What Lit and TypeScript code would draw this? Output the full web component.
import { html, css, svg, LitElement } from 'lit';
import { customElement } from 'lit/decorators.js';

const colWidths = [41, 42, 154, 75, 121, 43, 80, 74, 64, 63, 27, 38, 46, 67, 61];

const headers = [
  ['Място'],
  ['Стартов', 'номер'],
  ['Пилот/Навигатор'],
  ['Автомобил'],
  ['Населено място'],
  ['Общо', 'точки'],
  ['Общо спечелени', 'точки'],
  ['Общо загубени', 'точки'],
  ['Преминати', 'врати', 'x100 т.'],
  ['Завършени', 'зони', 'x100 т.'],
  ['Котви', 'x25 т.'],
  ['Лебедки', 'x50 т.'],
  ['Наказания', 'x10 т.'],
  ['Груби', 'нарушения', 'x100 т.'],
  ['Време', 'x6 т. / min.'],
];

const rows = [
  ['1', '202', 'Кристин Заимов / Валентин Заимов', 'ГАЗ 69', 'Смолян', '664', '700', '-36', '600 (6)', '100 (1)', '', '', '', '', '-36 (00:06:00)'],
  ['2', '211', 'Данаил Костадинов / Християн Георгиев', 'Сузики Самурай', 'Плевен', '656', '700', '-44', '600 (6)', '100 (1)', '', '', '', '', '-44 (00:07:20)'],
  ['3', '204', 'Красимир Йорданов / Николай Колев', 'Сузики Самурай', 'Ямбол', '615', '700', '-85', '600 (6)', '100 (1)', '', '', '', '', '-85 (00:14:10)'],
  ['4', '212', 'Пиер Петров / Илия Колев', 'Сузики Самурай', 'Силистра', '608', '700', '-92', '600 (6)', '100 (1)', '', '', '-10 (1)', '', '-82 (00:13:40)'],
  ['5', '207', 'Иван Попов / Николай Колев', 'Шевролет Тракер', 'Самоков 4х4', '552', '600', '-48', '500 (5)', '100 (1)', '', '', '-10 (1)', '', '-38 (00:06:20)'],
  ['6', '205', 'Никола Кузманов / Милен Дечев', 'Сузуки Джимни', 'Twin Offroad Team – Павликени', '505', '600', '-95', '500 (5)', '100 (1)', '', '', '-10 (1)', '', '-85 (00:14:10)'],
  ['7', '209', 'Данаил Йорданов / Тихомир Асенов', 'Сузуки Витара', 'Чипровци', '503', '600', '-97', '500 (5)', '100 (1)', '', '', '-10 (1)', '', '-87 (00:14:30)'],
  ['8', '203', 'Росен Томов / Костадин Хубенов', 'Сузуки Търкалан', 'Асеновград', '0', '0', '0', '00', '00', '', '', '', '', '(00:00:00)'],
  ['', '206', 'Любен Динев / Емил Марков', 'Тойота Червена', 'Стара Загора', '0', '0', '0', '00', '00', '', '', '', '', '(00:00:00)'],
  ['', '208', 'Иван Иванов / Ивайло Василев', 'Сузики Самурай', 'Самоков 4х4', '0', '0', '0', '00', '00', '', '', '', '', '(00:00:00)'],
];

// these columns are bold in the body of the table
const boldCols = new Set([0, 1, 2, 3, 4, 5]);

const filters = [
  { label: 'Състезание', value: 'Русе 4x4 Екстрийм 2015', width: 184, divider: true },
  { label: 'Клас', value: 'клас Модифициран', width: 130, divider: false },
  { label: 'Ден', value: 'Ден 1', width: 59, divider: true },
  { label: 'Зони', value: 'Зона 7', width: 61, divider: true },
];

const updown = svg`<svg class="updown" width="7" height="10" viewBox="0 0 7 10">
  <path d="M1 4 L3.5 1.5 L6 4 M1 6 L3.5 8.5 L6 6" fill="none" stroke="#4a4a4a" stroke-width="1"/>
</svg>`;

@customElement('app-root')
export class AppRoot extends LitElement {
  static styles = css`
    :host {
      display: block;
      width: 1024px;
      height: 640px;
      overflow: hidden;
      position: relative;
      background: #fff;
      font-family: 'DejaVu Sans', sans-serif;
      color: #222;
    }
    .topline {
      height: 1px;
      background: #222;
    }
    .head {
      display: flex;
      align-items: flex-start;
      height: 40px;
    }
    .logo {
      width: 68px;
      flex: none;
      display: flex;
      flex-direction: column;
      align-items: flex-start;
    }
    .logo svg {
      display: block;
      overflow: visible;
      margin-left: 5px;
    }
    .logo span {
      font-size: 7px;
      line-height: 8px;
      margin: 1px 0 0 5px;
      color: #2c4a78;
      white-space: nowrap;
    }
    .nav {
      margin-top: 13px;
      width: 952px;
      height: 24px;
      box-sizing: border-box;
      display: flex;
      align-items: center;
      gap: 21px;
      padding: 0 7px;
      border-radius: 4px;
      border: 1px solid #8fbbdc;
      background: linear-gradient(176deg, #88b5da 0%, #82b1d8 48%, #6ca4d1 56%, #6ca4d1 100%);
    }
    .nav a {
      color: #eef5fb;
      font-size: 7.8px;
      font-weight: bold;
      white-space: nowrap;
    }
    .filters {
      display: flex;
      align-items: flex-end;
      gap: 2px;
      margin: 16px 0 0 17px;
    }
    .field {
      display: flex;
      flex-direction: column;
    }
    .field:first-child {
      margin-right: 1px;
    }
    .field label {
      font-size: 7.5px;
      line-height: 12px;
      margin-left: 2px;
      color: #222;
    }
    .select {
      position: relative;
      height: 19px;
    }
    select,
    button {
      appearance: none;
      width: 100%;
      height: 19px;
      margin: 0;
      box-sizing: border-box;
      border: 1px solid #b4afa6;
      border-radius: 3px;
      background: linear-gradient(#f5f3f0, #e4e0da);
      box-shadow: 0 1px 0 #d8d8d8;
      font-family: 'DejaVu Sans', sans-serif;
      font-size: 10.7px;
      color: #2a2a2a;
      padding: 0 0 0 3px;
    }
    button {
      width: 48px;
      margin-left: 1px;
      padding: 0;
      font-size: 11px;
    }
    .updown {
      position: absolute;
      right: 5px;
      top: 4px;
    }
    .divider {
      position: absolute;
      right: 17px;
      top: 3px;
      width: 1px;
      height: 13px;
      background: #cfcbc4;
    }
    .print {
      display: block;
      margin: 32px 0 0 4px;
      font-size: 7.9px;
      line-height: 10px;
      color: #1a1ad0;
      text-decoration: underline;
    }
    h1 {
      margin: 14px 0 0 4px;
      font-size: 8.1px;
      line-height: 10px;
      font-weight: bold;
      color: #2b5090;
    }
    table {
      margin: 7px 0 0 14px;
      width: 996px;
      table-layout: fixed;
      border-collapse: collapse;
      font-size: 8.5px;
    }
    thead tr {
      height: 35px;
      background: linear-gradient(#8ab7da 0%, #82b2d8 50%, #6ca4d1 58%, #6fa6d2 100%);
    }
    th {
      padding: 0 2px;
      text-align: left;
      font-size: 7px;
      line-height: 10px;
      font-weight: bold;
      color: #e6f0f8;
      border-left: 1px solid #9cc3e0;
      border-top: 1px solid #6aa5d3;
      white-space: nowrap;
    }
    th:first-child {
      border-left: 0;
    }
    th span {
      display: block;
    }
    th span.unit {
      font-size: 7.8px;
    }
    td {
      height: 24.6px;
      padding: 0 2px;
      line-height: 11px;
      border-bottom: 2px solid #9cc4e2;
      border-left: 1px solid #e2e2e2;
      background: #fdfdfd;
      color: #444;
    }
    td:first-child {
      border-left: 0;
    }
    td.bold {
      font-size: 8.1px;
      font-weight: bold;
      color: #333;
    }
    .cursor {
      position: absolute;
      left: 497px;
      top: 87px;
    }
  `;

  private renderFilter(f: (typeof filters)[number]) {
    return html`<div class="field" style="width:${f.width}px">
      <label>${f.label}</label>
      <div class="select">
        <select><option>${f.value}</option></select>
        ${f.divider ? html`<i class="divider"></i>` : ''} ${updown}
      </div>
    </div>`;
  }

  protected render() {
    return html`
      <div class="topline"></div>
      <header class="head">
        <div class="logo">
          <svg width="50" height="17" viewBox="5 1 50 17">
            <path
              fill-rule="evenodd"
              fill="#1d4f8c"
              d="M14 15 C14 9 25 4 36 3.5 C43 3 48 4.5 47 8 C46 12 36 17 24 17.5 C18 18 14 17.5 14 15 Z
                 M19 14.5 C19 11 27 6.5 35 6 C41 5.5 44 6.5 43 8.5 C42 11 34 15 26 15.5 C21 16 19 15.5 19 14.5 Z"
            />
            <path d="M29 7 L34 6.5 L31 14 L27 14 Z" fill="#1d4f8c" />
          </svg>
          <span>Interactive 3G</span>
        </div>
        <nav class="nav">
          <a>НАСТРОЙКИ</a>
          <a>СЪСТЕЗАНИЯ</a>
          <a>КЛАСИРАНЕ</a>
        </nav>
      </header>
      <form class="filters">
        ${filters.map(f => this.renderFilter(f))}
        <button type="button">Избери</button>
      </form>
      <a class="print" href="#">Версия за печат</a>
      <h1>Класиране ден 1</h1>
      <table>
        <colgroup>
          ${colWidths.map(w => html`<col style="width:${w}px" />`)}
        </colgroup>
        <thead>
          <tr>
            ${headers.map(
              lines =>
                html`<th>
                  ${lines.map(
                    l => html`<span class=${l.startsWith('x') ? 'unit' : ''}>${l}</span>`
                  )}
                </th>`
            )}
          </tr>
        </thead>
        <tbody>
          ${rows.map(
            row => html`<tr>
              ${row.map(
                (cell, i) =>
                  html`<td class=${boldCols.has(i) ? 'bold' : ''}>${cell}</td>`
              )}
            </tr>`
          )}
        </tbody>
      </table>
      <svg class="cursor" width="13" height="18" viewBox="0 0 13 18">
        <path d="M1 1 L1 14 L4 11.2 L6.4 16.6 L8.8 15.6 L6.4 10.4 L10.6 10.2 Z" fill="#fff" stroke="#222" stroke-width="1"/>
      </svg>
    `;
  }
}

DIRECTIONS FOR THIS TASK.
Write out the listing's lines exactly, from its first line through the line that contains "46, 67, 61];", and stop there.

EXERCISE ANSWER.
What Lit and TypeScript code would draw this? Output the full web component.
import { html, css, svg, LitElement } from 'lit';
import { customElement } from 'lit/decorators.js';

const colWidths = [41, 42, 154, 75, 121, 43, 80, 74, 64, 63, 27, 38, 46, 67, 61];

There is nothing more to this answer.